> Written problem
Only a number is wanted here: the number of lines of the data that include "page".

————

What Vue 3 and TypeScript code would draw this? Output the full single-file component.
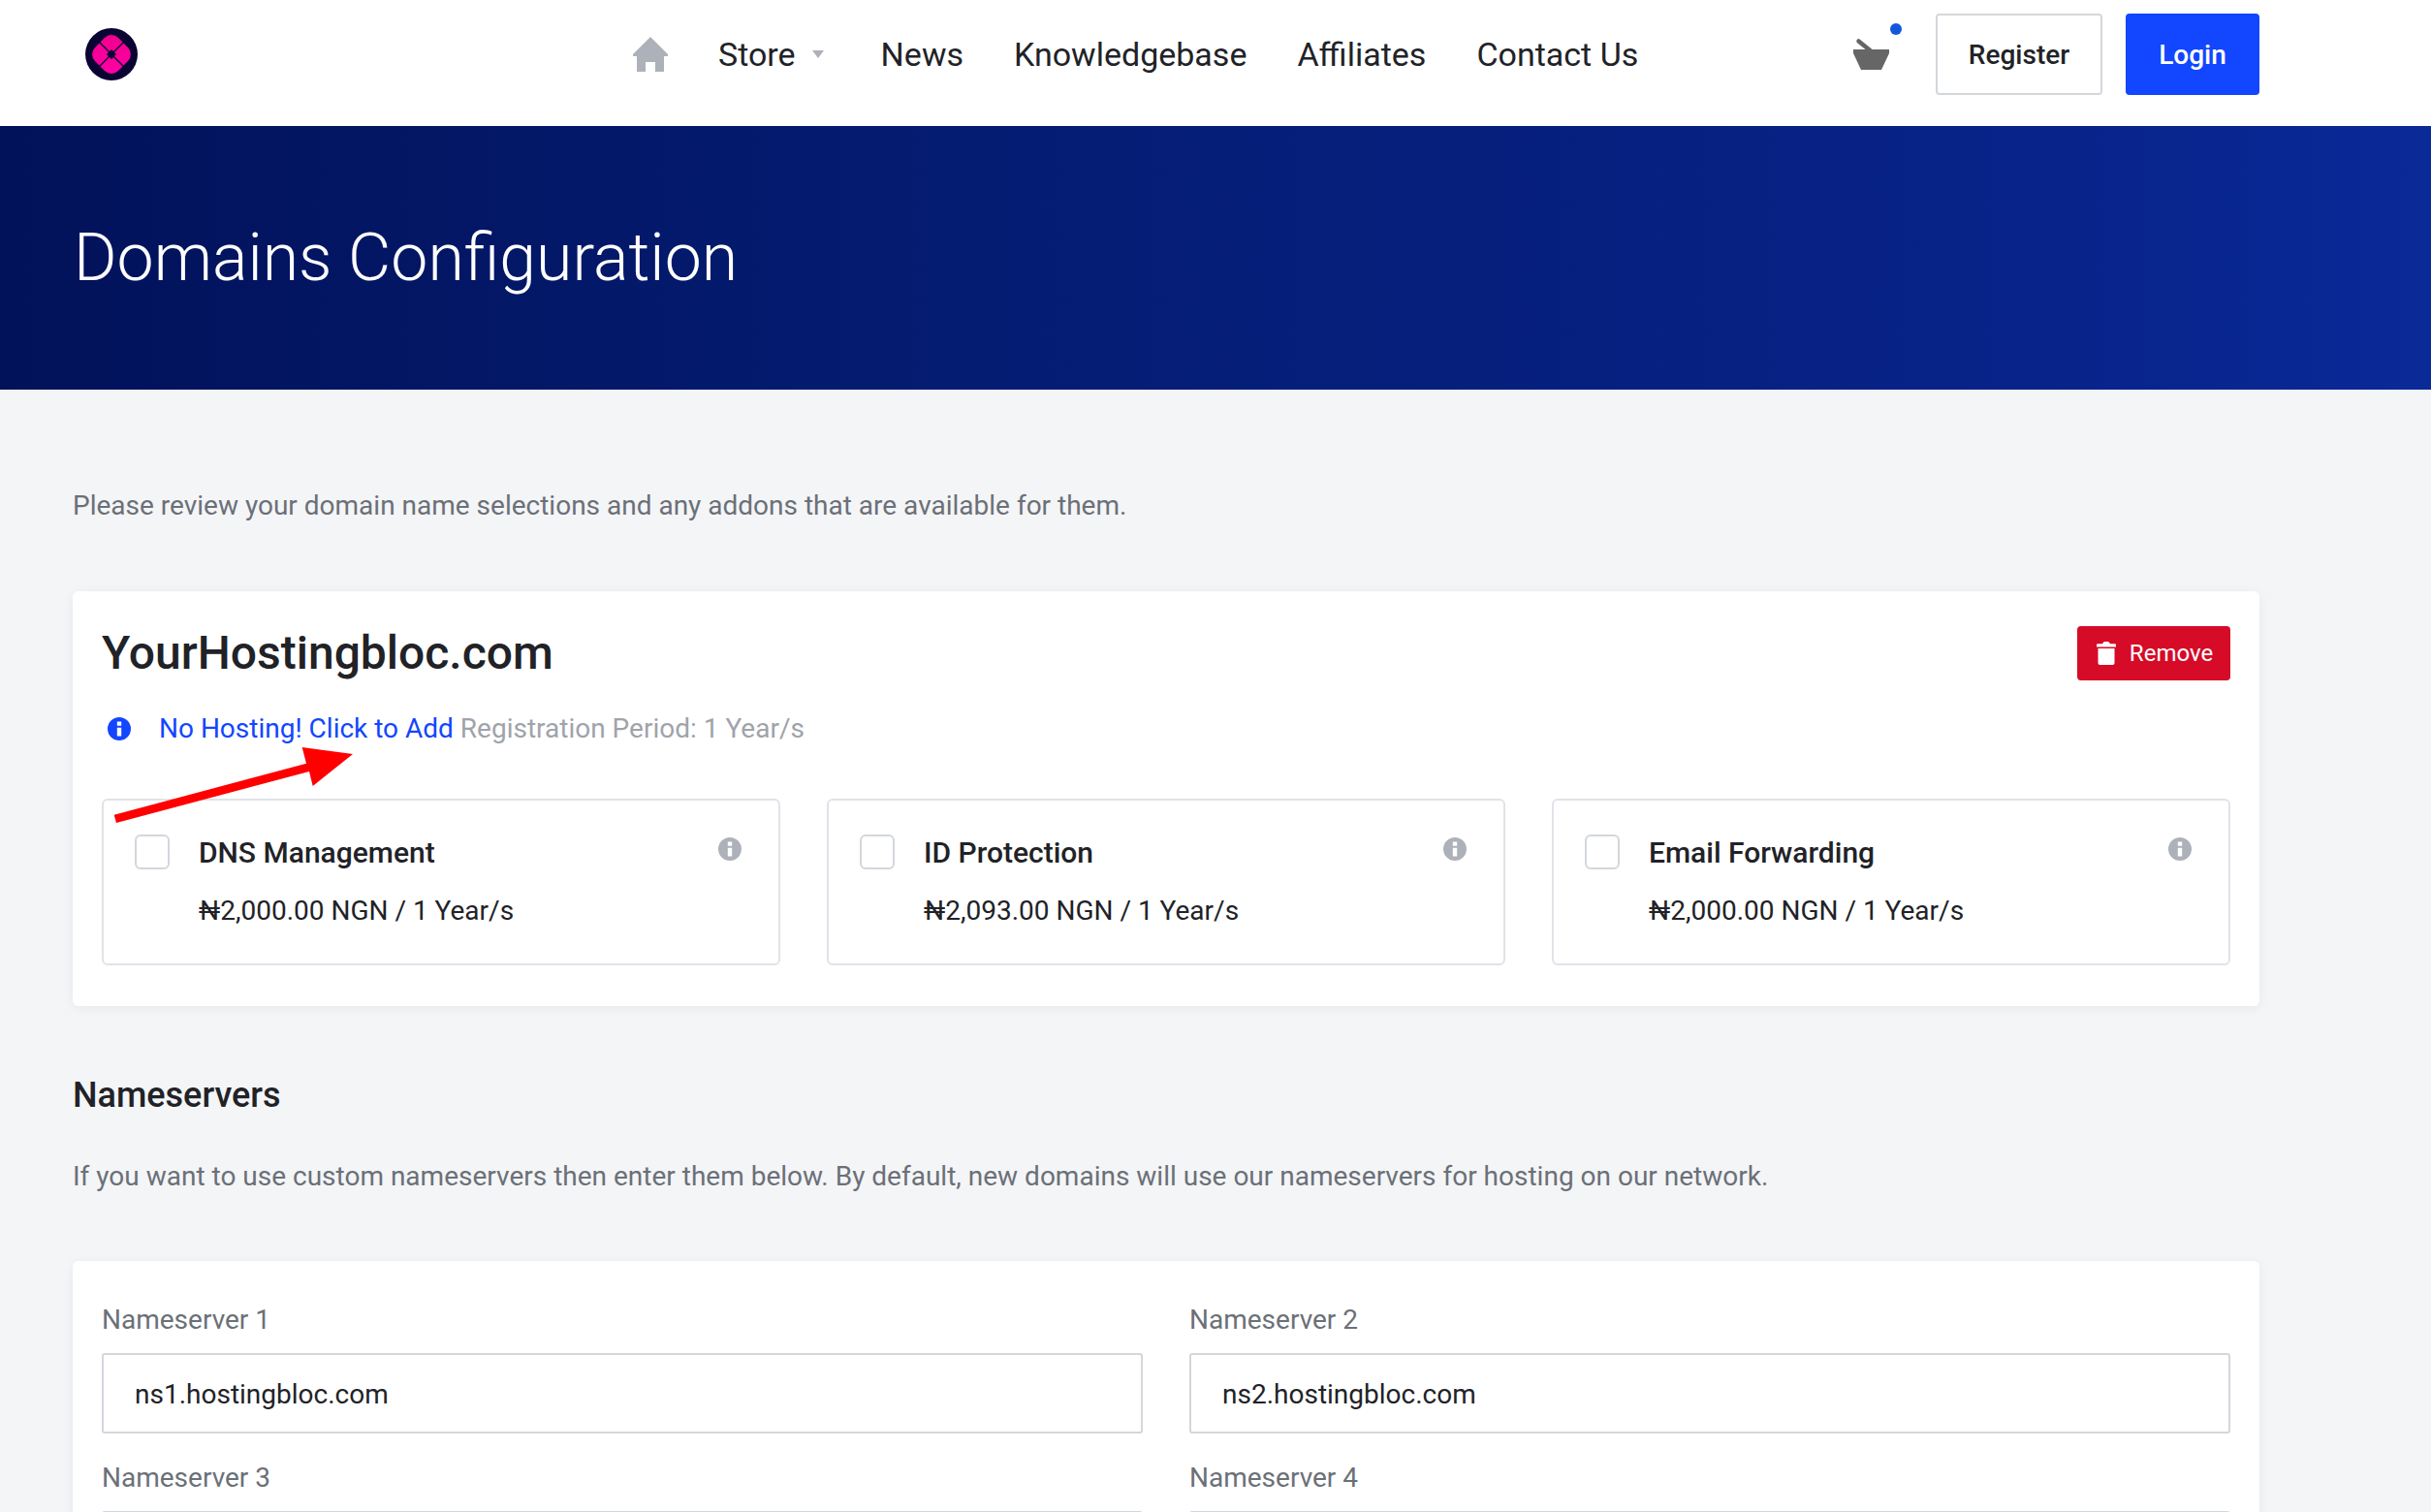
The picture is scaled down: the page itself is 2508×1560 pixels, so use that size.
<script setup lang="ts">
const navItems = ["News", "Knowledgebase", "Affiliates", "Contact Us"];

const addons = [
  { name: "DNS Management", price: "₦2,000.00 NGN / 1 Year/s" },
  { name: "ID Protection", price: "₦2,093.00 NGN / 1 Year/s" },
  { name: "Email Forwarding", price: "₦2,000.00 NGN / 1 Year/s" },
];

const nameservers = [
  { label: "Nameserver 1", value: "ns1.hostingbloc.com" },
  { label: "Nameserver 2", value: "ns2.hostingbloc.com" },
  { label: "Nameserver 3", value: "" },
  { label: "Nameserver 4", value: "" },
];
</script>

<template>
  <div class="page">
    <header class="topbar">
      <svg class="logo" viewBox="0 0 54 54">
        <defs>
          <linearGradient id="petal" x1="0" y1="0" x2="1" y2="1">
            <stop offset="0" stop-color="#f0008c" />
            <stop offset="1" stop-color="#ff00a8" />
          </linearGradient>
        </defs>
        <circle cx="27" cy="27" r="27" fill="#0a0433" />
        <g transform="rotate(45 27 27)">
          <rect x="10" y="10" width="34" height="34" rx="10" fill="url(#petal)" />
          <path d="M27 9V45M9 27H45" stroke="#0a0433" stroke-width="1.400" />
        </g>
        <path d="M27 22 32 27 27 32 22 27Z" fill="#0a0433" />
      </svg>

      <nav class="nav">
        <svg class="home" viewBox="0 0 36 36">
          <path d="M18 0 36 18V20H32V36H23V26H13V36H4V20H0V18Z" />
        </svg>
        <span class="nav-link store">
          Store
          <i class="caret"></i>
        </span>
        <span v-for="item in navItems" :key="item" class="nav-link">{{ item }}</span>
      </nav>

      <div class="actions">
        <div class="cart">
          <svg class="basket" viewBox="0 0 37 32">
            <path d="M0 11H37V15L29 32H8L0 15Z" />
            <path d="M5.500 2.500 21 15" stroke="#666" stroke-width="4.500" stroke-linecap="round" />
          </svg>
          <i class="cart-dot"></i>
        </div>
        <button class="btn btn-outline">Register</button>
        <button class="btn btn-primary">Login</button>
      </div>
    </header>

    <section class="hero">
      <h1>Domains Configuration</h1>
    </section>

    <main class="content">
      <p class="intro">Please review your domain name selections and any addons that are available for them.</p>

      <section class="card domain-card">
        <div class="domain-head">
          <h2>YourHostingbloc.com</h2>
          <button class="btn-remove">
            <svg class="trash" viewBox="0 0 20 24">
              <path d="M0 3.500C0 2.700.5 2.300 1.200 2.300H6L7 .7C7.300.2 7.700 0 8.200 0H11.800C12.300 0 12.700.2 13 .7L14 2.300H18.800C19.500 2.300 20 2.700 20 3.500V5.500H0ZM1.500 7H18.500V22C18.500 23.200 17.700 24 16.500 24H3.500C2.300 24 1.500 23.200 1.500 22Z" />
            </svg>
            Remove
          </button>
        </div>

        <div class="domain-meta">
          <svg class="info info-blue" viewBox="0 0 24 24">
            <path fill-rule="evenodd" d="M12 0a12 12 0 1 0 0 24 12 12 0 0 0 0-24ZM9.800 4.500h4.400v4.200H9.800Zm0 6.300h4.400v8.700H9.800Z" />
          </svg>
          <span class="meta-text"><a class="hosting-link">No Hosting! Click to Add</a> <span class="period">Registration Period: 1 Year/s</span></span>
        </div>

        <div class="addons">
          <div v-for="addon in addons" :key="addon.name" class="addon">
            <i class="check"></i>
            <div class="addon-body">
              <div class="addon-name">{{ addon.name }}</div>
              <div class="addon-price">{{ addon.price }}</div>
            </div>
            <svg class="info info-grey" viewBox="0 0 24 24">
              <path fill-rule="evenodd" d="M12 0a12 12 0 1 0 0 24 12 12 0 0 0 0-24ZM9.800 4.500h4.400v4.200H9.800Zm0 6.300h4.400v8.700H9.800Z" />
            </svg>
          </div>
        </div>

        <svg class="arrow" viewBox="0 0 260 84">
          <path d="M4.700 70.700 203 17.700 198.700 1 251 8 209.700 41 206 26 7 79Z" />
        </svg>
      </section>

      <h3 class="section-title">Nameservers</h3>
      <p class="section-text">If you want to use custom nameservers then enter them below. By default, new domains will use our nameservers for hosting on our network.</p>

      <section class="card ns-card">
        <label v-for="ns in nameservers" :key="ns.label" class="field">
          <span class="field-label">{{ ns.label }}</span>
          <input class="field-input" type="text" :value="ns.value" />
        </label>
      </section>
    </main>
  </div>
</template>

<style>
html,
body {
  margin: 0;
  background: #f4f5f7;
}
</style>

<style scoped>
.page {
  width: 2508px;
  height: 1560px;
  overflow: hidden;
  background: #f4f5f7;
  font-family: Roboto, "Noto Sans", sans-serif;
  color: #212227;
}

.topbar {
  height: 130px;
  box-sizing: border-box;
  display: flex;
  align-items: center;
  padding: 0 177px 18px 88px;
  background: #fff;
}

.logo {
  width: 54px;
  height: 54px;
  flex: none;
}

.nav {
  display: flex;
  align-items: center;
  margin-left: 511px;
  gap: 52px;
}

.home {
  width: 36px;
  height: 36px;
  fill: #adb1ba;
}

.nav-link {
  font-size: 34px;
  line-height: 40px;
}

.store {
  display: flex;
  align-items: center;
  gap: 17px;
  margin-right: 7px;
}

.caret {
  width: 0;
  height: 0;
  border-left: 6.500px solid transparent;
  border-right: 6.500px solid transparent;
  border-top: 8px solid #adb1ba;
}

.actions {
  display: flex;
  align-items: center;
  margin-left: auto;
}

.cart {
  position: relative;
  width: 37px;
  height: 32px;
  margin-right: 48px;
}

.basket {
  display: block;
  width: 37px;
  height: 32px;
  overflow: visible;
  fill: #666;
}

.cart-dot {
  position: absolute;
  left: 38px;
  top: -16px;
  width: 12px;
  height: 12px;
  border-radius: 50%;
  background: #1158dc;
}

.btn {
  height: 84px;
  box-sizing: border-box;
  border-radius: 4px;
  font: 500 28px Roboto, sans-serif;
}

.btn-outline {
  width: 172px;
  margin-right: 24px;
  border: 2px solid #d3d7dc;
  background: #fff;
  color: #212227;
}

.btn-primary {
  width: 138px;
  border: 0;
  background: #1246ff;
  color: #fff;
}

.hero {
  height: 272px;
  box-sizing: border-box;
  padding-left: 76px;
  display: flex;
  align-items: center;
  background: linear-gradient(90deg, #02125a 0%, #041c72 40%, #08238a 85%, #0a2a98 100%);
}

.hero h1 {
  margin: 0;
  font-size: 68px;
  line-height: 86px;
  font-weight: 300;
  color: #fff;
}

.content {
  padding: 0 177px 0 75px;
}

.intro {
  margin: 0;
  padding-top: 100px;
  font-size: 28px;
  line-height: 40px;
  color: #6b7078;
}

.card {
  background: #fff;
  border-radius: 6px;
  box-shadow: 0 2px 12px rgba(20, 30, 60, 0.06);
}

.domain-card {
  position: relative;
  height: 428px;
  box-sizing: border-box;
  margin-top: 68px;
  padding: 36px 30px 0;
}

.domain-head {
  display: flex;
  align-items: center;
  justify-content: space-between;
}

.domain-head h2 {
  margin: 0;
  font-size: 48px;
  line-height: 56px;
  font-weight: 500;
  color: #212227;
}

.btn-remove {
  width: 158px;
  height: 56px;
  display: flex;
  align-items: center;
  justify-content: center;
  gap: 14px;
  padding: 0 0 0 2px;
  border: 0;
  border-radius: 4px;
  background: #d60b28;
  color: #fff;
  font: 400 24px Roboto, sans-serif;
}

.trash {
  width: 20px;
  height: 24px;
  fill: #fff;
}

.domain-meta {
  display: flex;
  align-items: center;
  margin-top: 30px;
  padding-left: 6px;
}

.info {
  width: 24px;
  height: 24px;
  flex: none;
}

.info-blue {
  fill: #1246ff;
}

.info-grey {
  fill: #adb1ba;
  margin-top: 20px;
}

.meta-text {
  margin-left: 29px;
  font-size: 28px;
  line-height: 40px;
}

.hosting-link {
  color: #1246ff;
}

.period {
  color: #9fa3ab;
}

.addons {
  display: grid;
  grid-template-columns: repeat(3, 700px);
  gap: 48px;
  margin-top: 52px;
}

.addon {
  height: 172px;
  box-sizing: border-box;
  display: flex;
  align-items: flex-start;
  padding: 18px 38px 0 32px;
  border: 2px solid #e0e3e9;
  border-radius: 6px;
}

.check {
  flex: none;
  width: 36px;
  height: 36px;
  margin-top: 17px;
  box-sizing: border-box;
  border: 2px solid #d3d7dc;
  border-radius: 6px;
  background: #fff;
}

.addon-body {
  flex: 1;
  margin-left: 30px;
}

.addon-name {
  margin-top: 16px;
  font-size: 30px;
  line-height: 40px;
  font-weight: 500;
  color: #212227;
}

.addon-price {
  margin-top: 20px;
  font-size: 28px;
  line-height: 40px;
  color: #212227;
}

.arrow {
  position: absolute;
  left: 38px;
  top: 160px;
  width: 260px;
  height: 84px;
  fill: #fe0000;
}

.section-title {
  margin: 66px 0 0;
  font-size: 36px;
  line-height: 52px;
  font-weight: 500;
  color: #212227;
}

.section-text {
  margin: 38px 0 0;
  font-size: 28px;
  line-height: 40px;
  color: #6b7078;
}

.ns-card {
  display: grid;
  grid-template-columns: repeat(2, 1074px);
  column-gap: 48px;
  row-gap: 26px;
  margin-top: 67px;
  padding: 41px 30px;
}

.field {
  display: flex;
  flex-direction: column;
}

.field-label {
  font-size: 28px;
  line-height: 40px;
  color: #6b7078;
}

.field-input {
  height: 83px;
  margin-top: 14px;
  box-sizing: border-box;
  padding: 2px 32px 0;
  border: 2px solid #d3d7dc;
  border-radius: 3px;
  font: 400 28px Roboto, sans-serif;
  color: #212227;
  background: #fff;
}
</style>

————

> The output
3